— begin —
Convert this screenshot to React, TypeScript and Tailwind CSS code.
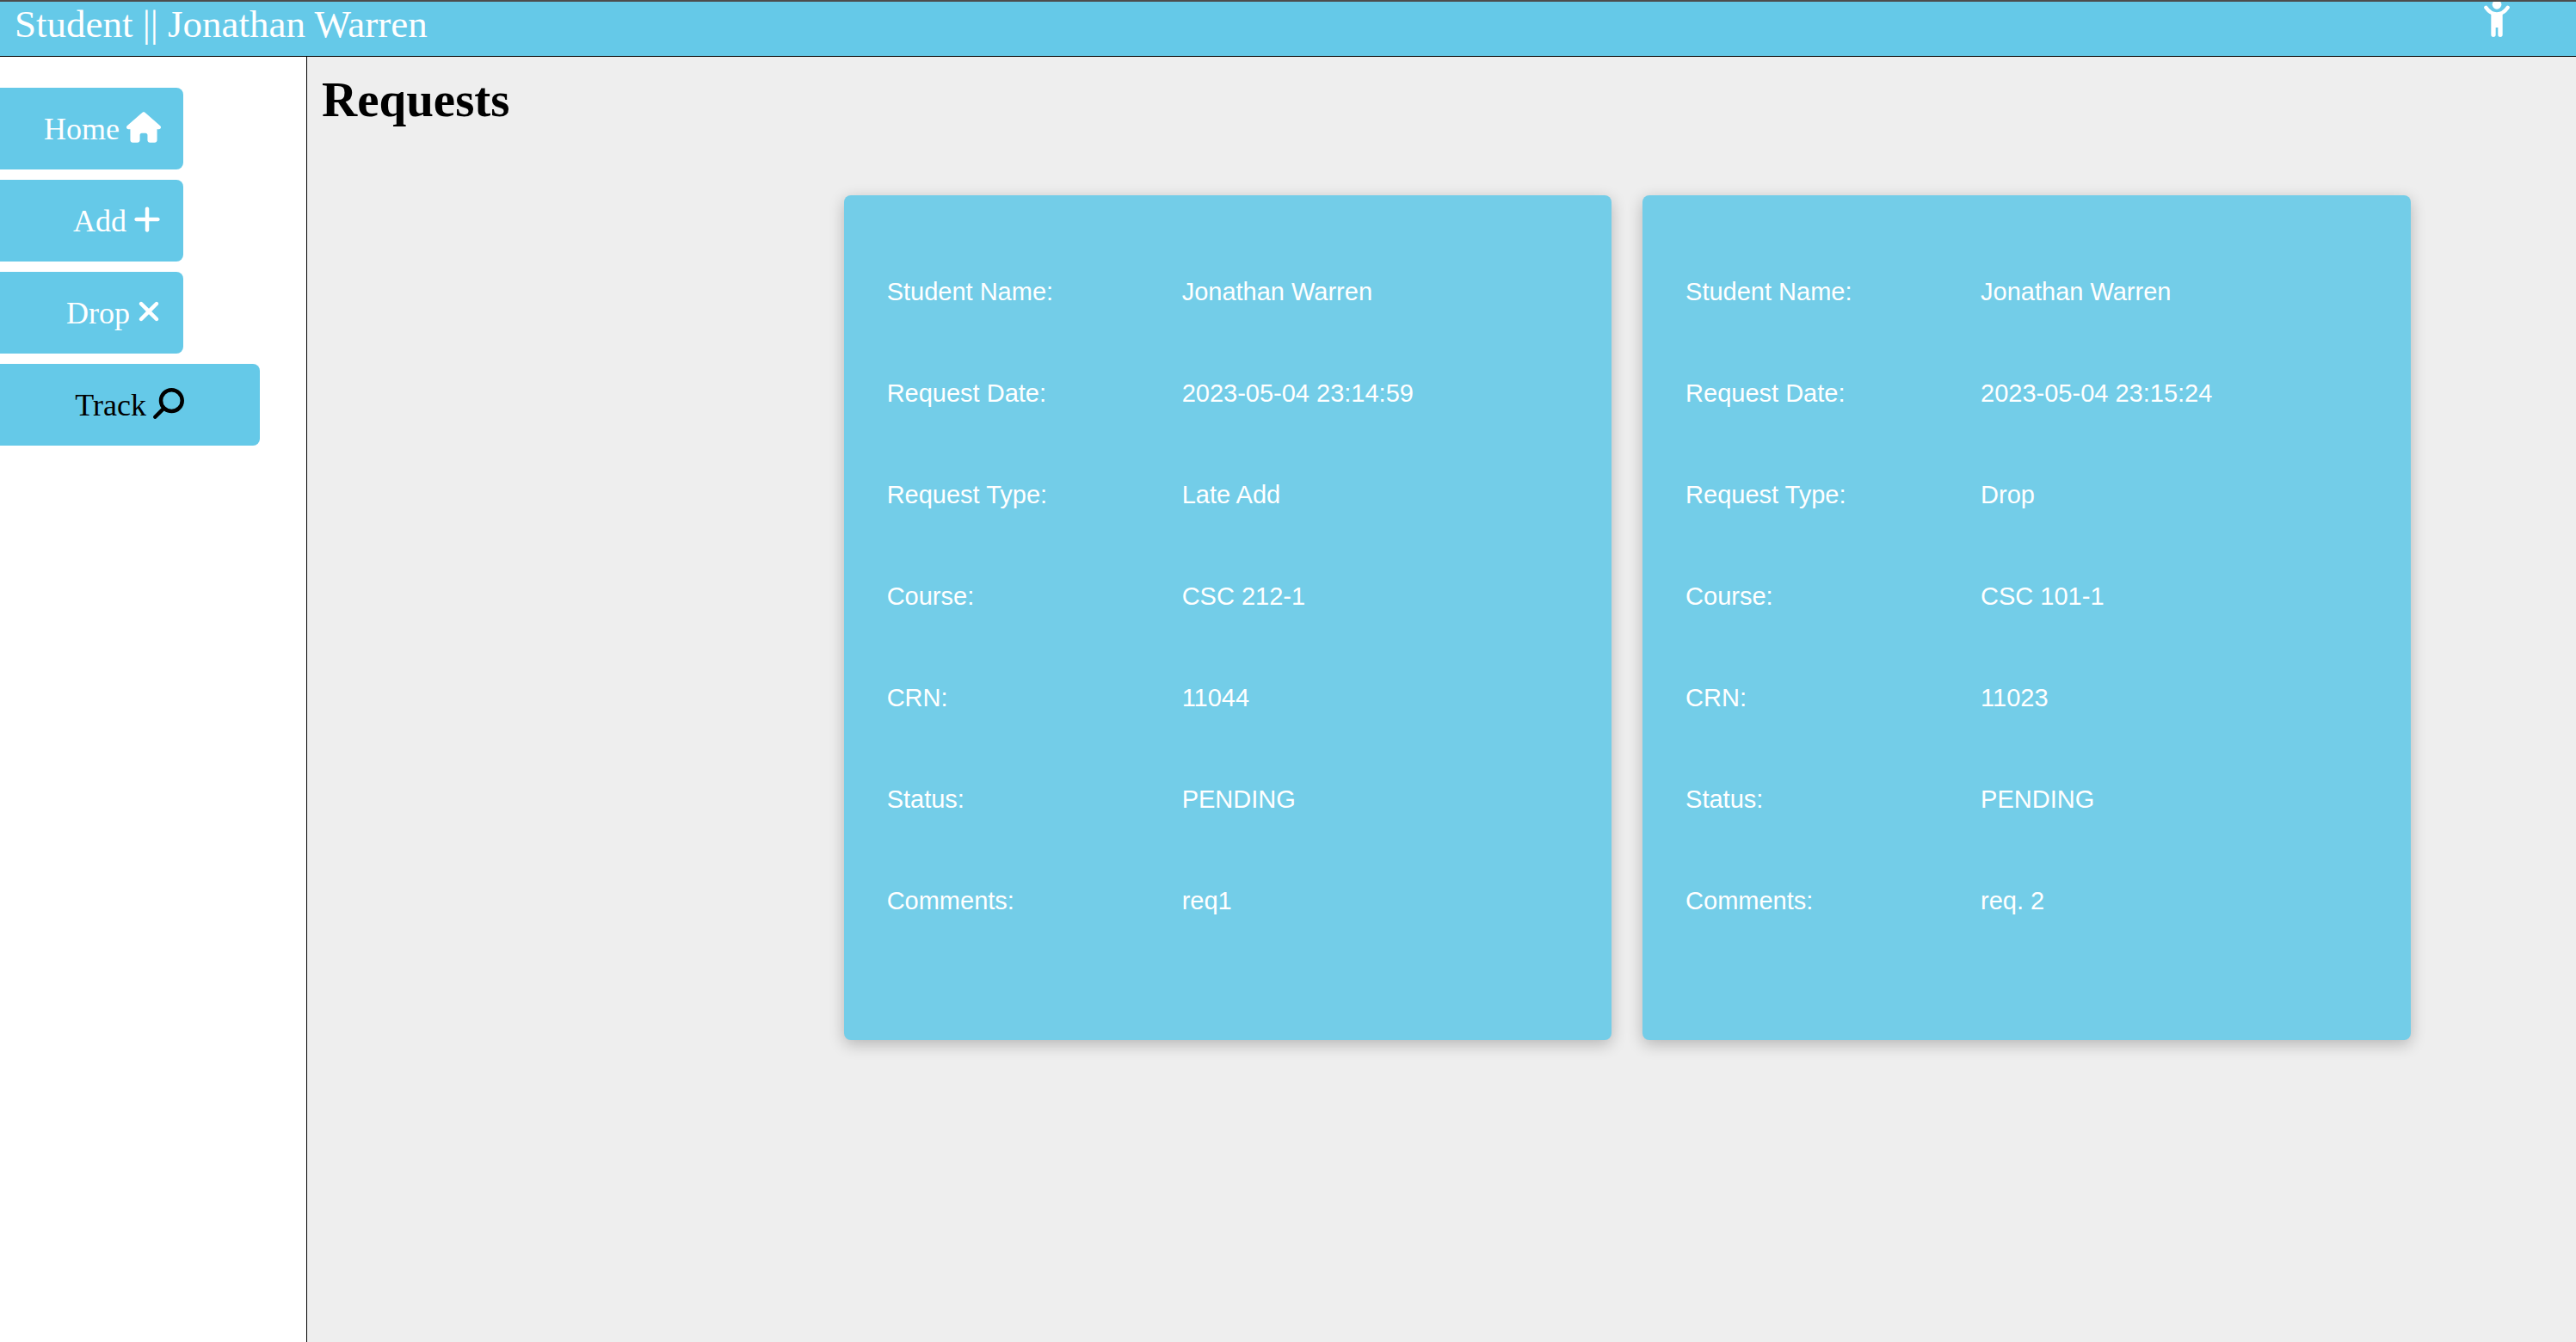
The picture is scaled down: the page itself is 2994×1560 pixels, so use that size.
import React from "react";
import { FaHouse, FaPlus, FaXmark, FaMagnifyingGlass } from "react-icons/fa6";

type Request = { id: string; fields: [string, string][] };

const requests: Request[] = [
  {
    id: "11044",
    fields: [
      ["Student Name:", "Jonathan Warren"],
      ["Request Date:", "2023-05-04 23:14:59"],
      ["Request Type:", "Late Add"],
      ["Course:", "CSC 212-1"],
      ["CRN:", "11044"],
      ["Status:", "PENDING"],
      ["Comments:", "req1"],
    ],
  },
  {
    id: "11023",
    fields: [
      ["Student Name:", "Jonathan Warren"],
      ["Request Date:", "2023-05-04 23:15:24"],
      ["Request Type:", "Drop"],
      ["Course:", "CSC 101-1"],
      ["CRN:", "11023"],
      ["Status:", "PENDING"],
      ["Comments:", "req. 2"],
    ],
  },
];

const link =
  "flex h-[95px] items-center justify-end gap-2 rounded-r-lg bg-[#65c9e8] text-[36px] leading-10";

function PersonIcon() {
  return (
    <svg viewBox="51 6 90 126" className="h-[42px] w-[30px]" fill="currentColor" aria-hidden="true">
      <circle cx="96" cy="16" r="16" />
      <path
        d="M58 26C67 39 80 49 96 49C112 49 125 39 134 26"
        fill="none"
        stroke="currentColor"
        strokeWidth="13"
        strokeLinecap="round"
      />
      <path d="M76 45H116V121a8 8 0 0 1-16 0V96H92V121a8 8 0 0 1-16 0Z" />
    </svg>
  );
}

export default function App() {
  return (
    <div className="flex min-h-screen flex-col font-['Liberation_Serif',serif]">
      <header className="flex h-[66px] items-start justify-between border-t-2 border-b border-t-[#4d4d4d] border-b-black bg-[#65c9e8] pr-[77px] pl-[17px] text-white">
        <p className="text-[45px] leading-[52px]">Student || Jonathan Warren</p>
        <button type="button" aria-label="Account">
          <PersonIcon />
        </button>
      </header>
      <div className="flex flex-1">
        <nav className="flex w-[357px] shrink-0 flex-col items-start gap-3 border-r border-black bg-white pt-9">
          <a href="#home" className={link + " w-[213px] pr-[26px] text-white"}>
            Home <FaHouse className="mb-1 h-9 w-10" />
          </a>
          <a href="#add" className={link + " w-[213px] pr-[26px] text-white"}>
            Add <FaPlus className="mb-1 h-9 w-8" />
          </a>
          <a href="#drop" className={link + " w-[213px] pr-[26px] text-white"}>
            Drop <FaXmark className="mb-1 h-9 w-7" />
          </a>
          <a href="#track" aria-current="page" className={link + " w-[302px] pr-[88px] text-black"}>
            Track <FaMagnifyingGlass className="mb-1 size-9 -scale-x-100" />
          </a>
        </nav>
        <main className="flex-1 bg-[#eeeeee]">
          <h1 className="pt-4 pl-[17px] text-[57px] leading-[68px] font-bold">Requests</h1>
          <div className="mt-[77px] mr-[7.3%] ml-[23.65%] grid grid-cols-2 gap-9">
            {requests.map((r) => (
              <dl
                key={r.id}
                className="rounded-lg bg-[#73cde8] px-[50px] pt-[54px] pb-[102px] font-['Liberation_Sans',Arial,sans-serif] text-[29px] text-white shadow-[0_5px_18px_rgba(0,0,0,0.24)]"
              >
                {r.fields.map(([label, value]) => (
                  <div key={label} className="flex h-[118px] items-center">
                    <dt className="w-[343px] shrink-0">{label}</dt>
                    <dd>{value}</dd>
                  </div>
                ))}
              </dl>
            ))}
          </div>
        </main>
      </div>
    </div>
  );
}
— end —
* [Exercise brief]: Everything from the line with "The picture is" through the line with "fields: [string, string][]", both ends included, should be repeated exactly; nothing else should appear.

* [Output for this task]:
The picture is scaled down: the page itself is 2994×1560 pixels, so use that size.
import React from "react";
import { FaHouse, FaPlus, FaXmark, FaMagnifyingGlass } from "react-icons/fa6";

type Request = { id: string; fields: [string, string][] };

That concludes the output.